Walter Rosenberg (matricule n° 44070), qui écrira sous le nom de Rudolf Vrba le récit de ses années passées dans l’univers concentrationnaire d’abord à Maïdanek, puis à Auschwitz-Birkenau, relate un de ces moments de pure barbarie :

« Les camps A et D* étaient officiellement des sections complètement séparées, parfaitement étanches. Il était donc impératif pour la résistance d’avoir quelqu’un dans le nouveau camp qui puisse servir de messager entre les deux, et en tant que secrétaire mon travail m’obligeait pour ainsi dire à passer régulièrement d’un camp à l’autre.

» J’accueillis cette double responsabilité avec contentement. Mon rang me donnait des privilèges, mes activités clandestines me donnaient de l’orgueil. C’était bon de penser qu’en quelques mois j’étais passé de messager du Kapo Bruno à courrier pour la résistance.

» Le seul ennui était mon nouveau chef de block, un nommé Albert Hämmerle connu dans tout le camp sous le sobriquet d’Ivan le Terrible. C’était un droit commun qui était déjà passé par de nombreux camps de concentration depuis 1933. Avant cette date, il avait été dans plusieurs prisons allemandes et, depuis son arrivée à Auschwitz, il s’était construit la réputation d’être le plus grand des tueurs dans un camp de tueurs. Et ce n’était pas seulement un on-dit. Nous savions tous que les Kapos, criminels de droit commun, faisaient des concours entre eux à qui tuerait le plus. Ils marquaient leur victoire comme des pilotes de chasse et il était notoire qu’Ivan le Terrible était un as qui pulvérisait tous les records.

» Il était aussi virtuose d’un autre genre de sport. Lui et ses acolytes pariaient sur celui d’entre eux qui serait le premier à abattre un détenu d’un seul coup de poing, exactement le genre de concours auquel ils s’adonnaient lorsque je pris mon poste au camp A.

» Ils étaient trois, Le Lageralteste « Tyn le singe », chef de tous les chefs de blocks, à la force et au physique d’un gorille, Mietek Katerzynski, un chef de block polonais et Ivan le Terrible.

» Je vis Tyn le Singe attraper un nouveau détenu qui passait devant lui et beugler :

» — Alors on flâne ? Sale porc, je vais t’apprendre à te dépêcher !

» Il le saisit par la veste, balança son bras comme le ferait un lanceur de poids et écrasa son poing dans la figure du malheureux. C’était un méchant coup mais légèrement mal ajusté. Le détenu s’écroula, inconscient mais respirant encore.

» — Pas de chance, grimaça Katerzynski, j’ai bien cru un moment que tu l’avais eu.

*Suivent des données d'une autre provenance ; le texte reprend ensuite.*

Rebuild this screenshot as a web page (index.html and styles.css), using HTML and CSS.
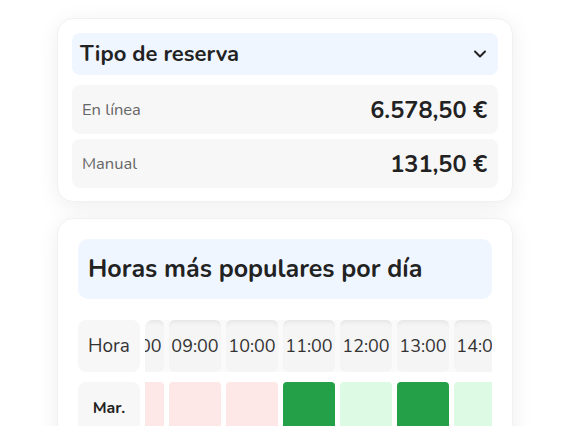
FILE: index.html
```html
<!DOCTYPE html>
<html lang="es">
<head>
  <meta charset="UTF-8" />
  <title>Estadísticas de reservas</title>
  <link rel="stylesheet" href="styles.css">
</head>
<body>
  <main class="page">

    <!-- Tipo de reserva -->
    <section class="card">
      <button class="card-toggle" type="button">
        <span>Tipo de reserva</span>
        <svg class="chevron" width="14" height="8" viewBox="0 0 14 8" aria-hidden="true">
          <path d="M2 1.5l5 5 5-5" fill="none" stroke="#222" stroke-width="2" stroke-linecap="round" stroke-linejoin="round"/>
        </svg>
      </button>
      <div class="stat-list">
        <div class="stat-row">
          <span class="stat-label">En línea</span>
          <span class="stat-value">6.578,50 €</span>
        </div>
        <div class="stat-row">
          <span class="stat-label">Manual</span>
          <span class="stat-value">131,50 €</span>
        </div>
      </div>
    </section>

    <!-- Horas más populares -->
    <section class="card card-heatmap">
      <h2 class="card-title">Horas más populares por día</h2>
      <div class="heatmap">
        <div class="heatmap-days" id="heatmapDays">
          <div class="heatmap-label">Hora</div>
        </div>
        <div class="heatmap-scroll" id="heatmapScroll">
          <div class="heatmap-grid" id="heatmapGrid"></div>
        </div>
      </div>
    </section>

  </main>

  <script>
    const hours = ['08:00', '09:00', '10:00', '11:00', '12:00', '13:00', '14:00', '15:00', '16:00', '17:00'];
    // 0 = poco, 1 = medio, 2 = mucho
    const days = [
      { name: 'Mar.', levels: [0, 0, 0, 2, 1, 2, 1, 0, 1, 0] },
      { name: 'Mié.', levels: [0, 1, 0, 1, 2, 1, 0, 0, 1, 1] },
    ];

    const daysCol = document.getElementById('heatmapDays');
    const grid = document.getElementById('heatmapGrid');
    const scroll = document.getElementById('heatmapScroll');

    grid.style.gridTemplateColumns = `repeat(${hours.length}, 52px)`;

    hours.forEach(h => {
      const cell = document.createElement('div');
      cell.className = 'heatmap-hour';
      cell.textContent = h;
      grid.appendChild(cell);
    });

    days.forEach(day => {
      const label = document.createElement('div');
      label.className = 'heatmap-day';
      label.textContent = day.name;
      daysCol.appendChild(label);

      day.levels.forEach(level => {
        const cell = document.createElement('div');
        cell.className = 'heatmap-cell level-' + level;
        grid.appendChild(cell);
      });
    });

    scroll.scrollLeft = 33;
  </script>
</body>
</html>
```

FILE: styles.css
```css
body {
  margin: 0;
  background: #fff;
  font-family: "Nunito", "Open Sans", sans-serif;
  color: #222;
}
.page {
  width: 456px;
  padding: 18px 0 0 57px;
  display: flex;
  flex-direction: column;
  gap: 16px;
}
.card {
  background: #fff;
  border: 1px solid #f1f1f1;
  border-radius: 16px;
  padding: 14px 14px 13px;
  box-shadow: 0 4px 22px rgba(0,0,0,0.07);
}
.card-toggle {
  width: 100%;
  height: 42px;
  display: flex;
  align-items: center;
  justify-content: space-between;
  padding: 0 11px 0 8px;
  margin-bottom: 10px;
  border: none;
  border-radius: 8px;
  background: #eff6ff;
  font-family: inherit;
  font-size: 22px;
  font-weight: 700;
  color: #222;
  cursor: pointer;
}
.chevron {
  display: block;
}
.stat-list {
  display: flex;
  flex-direction: column;
  gap: 5px;
}
.stat-row {
  height: 49px;
  display: flex;
  align-items: center;
  justify-content: space-between;
  padding: 0 11px 0 10px;
  border-radius: 8px;
  background: #f7f7f7;
}
.stat-label {
  font-size: 16.5px;
  color: #666;
}
.stat-value {
  font-size: 23.5px;
  font-weight: 700;
  color: #222;
}
.card-heatmap {
  padding: 20px 20px 0;
  height: 220px;
  overflow: hidden;
}
.card-title {
  margin: 0 0 21px;
  height: 60px;
  display: flex;
  align-items: center;
  padding: 0 10px;
  border-radius: 10px;
  background: #eff6ff;
  font-size: 25px;
  font-weight: 700;
  color: #222;
}
.heatmap {
  display: flex;
  gap: 5px;
}
.heatmap-days {
  width: 62px;
  flex-shrink: 0;
  display: flex;
  flex-direction: column;
  gap: 10px;
}
.heatmap-label,
.heatmap-day {
  height: 52px;
  display: flex;
  align-items: center;
  justify-content: center;
  border-radius: 8px;
  background: #f7f7f7;
}
.heatmap-label {
  font-size: 19px;
  color: #333;
}
.heatmap-day {
  font-size: 16px;
  font-weight: 700;
  color: #222;
}
.heatmap-scroll {
  position: relative;
  flex: 1;
  overflow-x: auto;
  scrollbar-width: none;
  border-radius: 8px 8px 0 0;
  background: linear-gradient(#fafafa, #fafafa) top / 100% 52px no-repeat;
}
.heatmap-grid {
  display: grid;
  grid-auto-rows: 52px;
  gap: 10px 5px;
}
.heatmap-hour {
  display: flex;
  align-items: center;
  justify-content: center;
  border-radius: 6px;
  background: #f5f5f5;
  box-shadow: inset 0 6px 6px -6px rgba(0,0,0,0.12);
  font-size: 18px;
  color: #333;
}
.heatmap-cell {
  border-radius: 4px;
}
.level-0 { background: #fde8e7; }
.level-1 { background: #dcfae4; }
.level-2 { background: #23a048; }
```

» Ils continuèrent leur promenade. Katerzynski fonça sur un autre détenu, l’injuria pour quelque faute imaginaire, puis l’envoya rouler dans la boue où il resta étendu, tordu de douleur.

» — Tu baisses, Mietek, murmura le Singe, tu manques d’exercice.

» C’était maintenant le tour d’Ivan le Terrible. Sans même prendre la peine de chercher une excuse, il empoigna un détenu et l’abattit d’un coup. Il ne bougeait plus, la nuque brisée.

» Ils continuèrent à déambuler en riant.

» — Comment fais-tu vieux cochon, dit le Singe, tu as vraiment l’œil pour les choisir affaiblis.

» Ils entrèrent dans le baraquement d’Ivan et je les suivis. Il se tourna sur sa chaise, me dévisagea de haut en bas et dit :

» — Ainsi, c’est toi mon nouveau secrétaire.

» — Oui, Monsieur.

» — Sais-tu ce qui est arrivé au précédent ? Sais-tu comment on inscrit les numéros de ceux qui vont mourir ? Eh bien un matin je lui ai fait inscrire son propre numéro.

» Cela les fit rire aux larmes. Je les observais debout, ne disant rien. »

(Pages 222-223 de Je me suis évadé d’Auschwitz, traduction de Jenny Plocki et Lily Slyper, Éditions Ramsay/Presses Pocket.)

*À Birkenau, il y avait 3 grands camps : BI, BII, BIII dit « Mexico ». Les BIa et BIb étaient le camp des femmes ; le BIIa est le camp de quarantaine (c’est celui dont parle Vrba), le BIIb (le camp des familles thèques), les BIIc et BIId, les camps des hommes (c’est aussi celui dont parle Vrba), le BIIe, le camp des Tziganes, le BIIf, le camp des Reviers, des « hôpitaux » des détenus. Enfin le BIII dit « Mexico » était en cours de construction (et n’a jamais été terminé), il a surtout accueilli les Juifs d’Hongrie durant les printemps/été 1944 lors de « l’Aktion Hoess ».